# Exercise details
Starting at the first line of the listing below, repeat each line up to and including the one containing "const orderNumber = 'ЗП-20260701052418';". Leave out pictures.

* START *

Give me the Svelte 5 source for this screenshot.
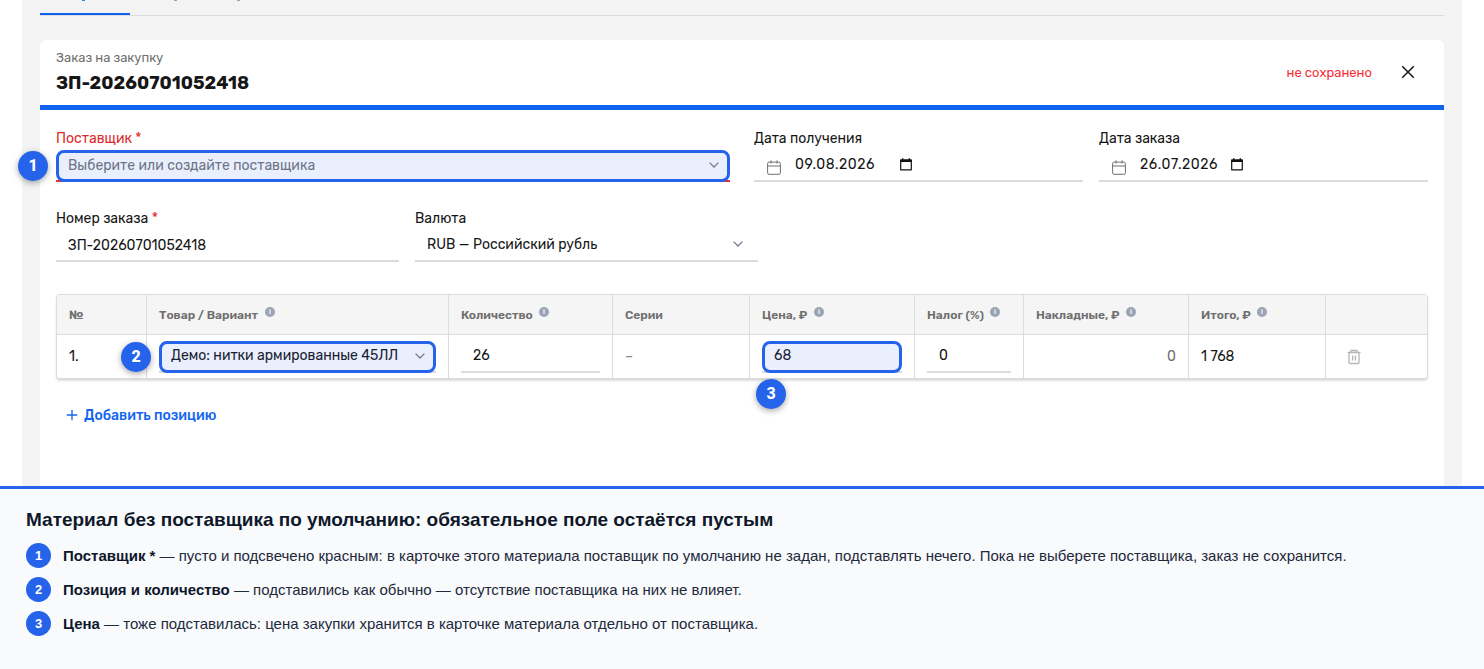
<script lang="ts">
  // Purchase order form with numbered callouts and a legend below it.

  interface Column {
    title: string;
    hint?: boolean;
  }

  const orderNumber = 'ЗП-20260701052418';

  const columns: Column[] = [
    { title: '№' },
    { title: 'Товар / Вариант', hint: true },
    { title: 'Количество', hint: true },
    { title: 'Серии' },
    { title: 'Цена, ₽', hint: true },
    { title: 'Налог (%)', hint: true },
    { title: 'Накладные, ₽', hint: true },
    { title: 'Итого, ₽', hint: true },
    { title: '' },
  ];

  const notes = [
    {
      term: 'Поставщик *',
      text: 'пусто и подсвечено красным: в карточке этого материала поставщик по умолчанию не задан, подставлять нечего. Пока не выберете поставщика, заказ не сохранится.',
    },
    {
      term: 'Позиция и количество',
      text: 'подставились как обычно — отсутствие поставщика на них не влияет.',
    },
    {
      term: 'Цена',
      text: 'тоже подставилась: цена закупки хранится в карточке материала отдельно от поставщика.',
    },
  ];
</script>

{#snippet chevron()}
  <svg class="chevron" width="10" height="6" viewBox="0 0 10 6">
    <path d="M0.6 0.6 L5 5 L9.4 0.6" fill="none" stroke="currentColor" stroke-width="1.3" />
  </svg>
{/snippet}

{#snippet dateField(label: string, value: string, wide: boolean)}
  <div class="field">
    <span class="label">{label}</span>
    <div class="input date">
      <svg class="calendar" width="14" height="15" viewBox="0 0 14 15">
        <rect x="0.6" y="2.1" width="12.8" height="12.2" rx="1.5" fill="none" stroke="currentColor" />
        <path d="M0.6 6H13.4M4 0.4V3.6M10 0.4V3.6" fill="none" stroke="currentColor" />
      </svg>
      <span class="date-value" class:wide>{value}</span>
      <svg class="picker" width="12" height="13" viewBox="0 0 12 13">
        <path d="M0.7 2H11.3V11.8H0.7Z" fill="none" stroke="#111" stroke-width="1.2" stroke-linejoin="round" />
        <path d="M0.3 1.5H11.7V4H0.3ZM2 0.2H3.4V2H2ZM8.6 0.2H10V2H8.6Z" fill="#111" />
      </svg>
    </div>
  </div>
{/snippet}

<div class="page">
  <div class="workspace">
    <nav class="tabs">
      <span class="tab active"><i></i></span>
      <span class="tab"><i></i><i></i></span>
    </nav>

    <section class="card">
      <header class="head">
        <div>
          <div class="kind">Заказ на закупку</div>
          <h1>{orderNumber}</h1>
        </div>
        <div class="status">
          <span class="unsaved">не сохранено</span>
          <svg width="14" height="14" viewBox="0 0 14 14">
            <path d="M1.2 1.2L12.8 12.8M12.8 1.2L1.2 12.8" stroke="#161616" stroke-width="1.5" />
          </svg>
        </div>
      </header>

      <div class="form">
        <div class="row top">
          <div class="field">
            <span class="label invalid">Поставщик <b>*</b></span>
            <div class="input error">
              <div class="ring placeholder"><span>Выберите или создайте поставщика</span>{@render chevron()}</div>
              <span class="badge left">1</span>
            </div>
          </div>
          <div class="dates">
            {@render dateField('Дата получения', '09.08.2026', true)}
            {@render dateField('Дата заказа', '26.07.2026', false)}
          </div>
        </div>

        <div class="row second">
          <div class="field">
            <span class="label">Номер заказа <b>*</b></span>
            <div class="input number">{orderNumber}</div>
          </div>
          <div class="field">
            <span class="label">Валюта</span>
            <div class="input currency"><span>RUB — Российский рубль</span>{@render chevron()}</div>
          </div>
        </div>

        <div class="table">
          {#each columns as column}
            <div class="th">
              {column.title}
              {#if column.hint}
                <svg class="hint" width="10" height="10" viewBox="0 0 10 10">
                  <circle cx="5" cy="5" r="5" fill="#9aa4b5" />
                  <path d="M5 2.2V7" stroke="#f3f4f6" stroke-width="1.2" />
                </svg>
              {/if}
            </div>
          {/each}

          <div class="td">1.</div>
          <div class="td">
            <div class="input cell">
              <div class="ring"><span>Демо: нитки армированные 45ЛЛ</span>{@render chevron()}</div>
              <span class="badge left">2</span>
            </div>
          </div>
          <div class="td"><div class="input cell plain">26</div></div>
          <div class="td muted">–</div>
          <div class="td">
            <div class="input cell">
              <div class="ring">68</div>
              <span class="badge below">3</span>
            </div>
          </div>
          <div class="td"><div class="input cell plain">0</div></div>
          <div class="td overhead">0</div>
          <div class="td">1 768</div>
          <div class="td trash">
            <svg width="14" height="16" viewBox="0 0 14 16">
              <path
                d="M0.5 3.5H13.5M4 3.3V1.5H10V3.3M2 3.5V13.4Q2 14.5 3 14.5H11Q12 14.5 12 13.4V3.5M5.6 6.6V11.6M8.4 6.6V11.6"
                fill="none"
                stroke="currentColor"
                stroke-width="1.3"
              />
            </svg>
          </div>
        </div>

        <div class="add">
          <svg width="12" height="12" viewBox="0 0 12 12">
            <path d="M6 0.8V11.2M0.8 6H11.2" stroke="currentColor" stroke-width="1.3" />
          </svg>
          <span>Добавить позицию</span>
        </div>
      </div>
    </section>
  </div>

  <footer class="legend">
    <h2>Материал без поставщика по умолчанию: обязательное поле остаётся пустым</h2>
    {#each notes as note, i}
      <div class="note">
        <span class="dot">{i + 1}</span>
        <p><strong>{note.term}</strong> — {note.text}</p>
      </div>
    {/each}
  </footer>
</div>

<style>
  :global(body) {
    background: #fff;
  }

  .page {
    height: 669px;
    display: flex;
    flex-direction: column;
    overflow: hidden;
    box-sizing: border-box;
    font-family: Rubik, Inter, sans-serif;
    font-size: 14px;
    color: #161616;
  }

  .page * {
    box-sizing: border-box;
  }

  .workspace {
    height: 486px;
    flex: none;
    margin: 0 22px;
    padding: 0 18px;
    background: #f3f3f3;
  }

  .tabs {
    display: flex;
    height: 16px;
    border-bottom: 1px solid #dcdcdc;
  }

  .tab {
    display: flex;
    gap: 60px;
    height: 15px;
    padding-left: 44px;
    color: #8a8a8a;
  }

  .tab i {
    width: 3px;
    height: 1px;
    background: currentColor;
    opacity: 0.8;
  }

  .tab.active {
    width: 90px;
    padding-left: 42px;
    border-bottom: 2px solid #0f62f0;
    color: #0f62f0;
  }

  .card {
    height: 446px;
    margin-top: 24px;
    background: #fff;
    border-radius: 6px 6px 0 0;
  }

  .head {
    display: flex;
    justify-content: space-between;
    height: 70px;
    padding: 9px 29px 0 16px;
    border-bottom: 5px solid #0f65f0;
  }

  .kind {
    font-size: 13px;
    line-height: 18px;
    color: #6f6f6f;
  }

  h1 {
    margin: 4px 0 0;
    font-size: 18px;
    line-height: 24px;
    font-weight: 700;
  }

  .status {
    display: flex;
    align-items: center;
    gap: 29px;
    height: 46px;
  }

  .unsaved {
    font-size: 13px;
    color: #fa2d37;
  }

  .form {
    padding: 18px 16px 0;
  }

  .row {
    display: grid;
  }

  .top {
    grid-template-columns: 1fr 1fr;
    gap: 24px;
  }

  .dates {
    display: grid;
    grid-template-columns: 1fr 1fr;
    gap: 16px;
  }

  .second {
    grid-template-columns: 343px 343px;
    gap: 16px;
    margin-top: 26px;
  }

  .label {
    display: block;
    height: 22px;
    line-height: 22px;
    white-space: nowrap;
  }

  .label b {
    font-weight: 400;
    color: #e8302a;
  }

  .invalid {
    color: #e02b2b;
  }

  .input {
    position: relative;
    height: 32px;
    border-bottom: 2px solid #dcdcdc;
    white-space: nowrap;
  }

  .input.error {
    border-bottom-color: #f0302f;
  }

  .chevron {
    flex: none;
    color: #75798a;
  }

  .ring {
    display: flex;
    align-items: center;
    justify-content: space-between;
    height: 32px;
    padding: 0 8px 2px 9px;
    border: 3px solid #2563eb;
    border-radius: 8px;
    background: #e9effd;
    color: #1a2133;
  }

  .placeholder {
    color: #6d7486;
  }

  .badge {
    position: absolute;
    width: 30px;
    height: 30px;
    border-radius: 50%;
    background: #2563eb;
    box-shadow: 0 2px 6px rgba(0, 0, 0, 0.35);
    color: #fff;
    font-family: Roboto, sans-serif;
    font-size: 16px;
    font-weight: 800;
    line-height: 30px;
    text-align: center;
  }

  .badge.left {
    left: -38px;
    top: 1px;
  }

  .badge.below {
    left: -6px;
    top: 38px;
  }

  .date {
    display: flex;
    align-items: flex-start;
    padding-left: 13px;
  }

  .calendar {
    margin-top: 10px;
    color: #6f6f6f;
  }

  .date-value {
    width: 91px;
    margin-left: 14px;
    line-height: 30px;
    letter-spacing: 0.55px;
  }

  .date-value.wide {
    width: 105px;
  }

  .picker {
    margin-top: 8px;
  }

  .number {
    padding-left: 12px;
    line-height: 32px;
  }

  .currency {
    display: flex;
    align-items: center;
    justify-content: space-between;
    padding: 0 15px 2px 12px;
  }

  .table {
    display: grid;
    grid-template-columns: 90px 302px 164px 137px 165px 109px 165px 137px 101px;
    grid-template-rows: 40px 43px;
    height: 86px;
    margin-top: 32px;
    border: 1px solid #dcdcdc;
    border-bottom-width: 2px;
    border-radius: 4px;
    box-shadow: 0 1px 2px rgba(0, 0, 0, 0.12);
  }

  .th,
  .td {
    display: flex;
    align-items: center;
    padding: 0 12px;
    border-right: 1px solid #dcdcdc;
    white-space: nowrap;
  }

  .th {
    border-bottom: 1px solid #dcdcdc;
    background: #f5f5f5;
    color: #6f6f6f;
    font-size: 12px;
    font-weight: 600;
  }

  .th:nth-child(9n),
  .td:nth-child(9n) {
    border-right: 0;
  }

  .hint {
    margin: 0 0 5px 6.5px;
  }

  .cell {
    flex: 1;
    min-width: 0;
  }

  .plain {
    padding-left: 12px;
    line-height: 30px;
  }

  .muted {
    color: #8d8d8d;
  }

  .overhead {
    justify-content: flex-end;
    color: #6f6f6f;
  }

  .trash {
    padding-left: 21px;
    color: #b5b5b5;
  }

  .add {
    display: flex;
    align-items: center;
    gap: 6px;
    height: 20px;
    margin: 25px 0 0 10px;
    color: #1266f1;
    font-weight: 500;
  }

  .legend {
    flex: 1;
    padding: 19px 26px 0;
    border-top: 3px solid #2563eb;
    background: #f8fafc;
    color: #1e293b;
    font-family: "Liberation Sans", Arial, sans-serif;
    font-size: 15px;
  }

  h2 {
    margin: 0 0 12px;
    color: #0f172a;
    font-size: 19px;
    line-height: 23px;
    font-weight: 700;
    white-space: nowrap;
  }

  .note {
    display: flex;
    align-items: center;
    gap: 12px;
    height: 25px;
    margin-bottom: 9px;
  }

  .note p {
    margin: 0;
    white-space: nowrap;
  }

  .note strong {
    color: #0f172a;
  }

  .dot {
    width: 25px;
    height: 25px;
    border-radius: 50%;
    background: #2563eb;
    color: #fff;
    font-size: 13px;
    font-weight: 700;
    line-height: 25px;
    text-align: center;
  }
</style>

* END *

# Expected output
Give me the Svelte 5 source for this screenshot.
<script lang="ts">
  // Purchase order form with numbered callouts and a legend below it.

  interface Column {
    title: string;
    hint?: boolean;
  }

  const orderNumber = 'ЗП-20260701052418';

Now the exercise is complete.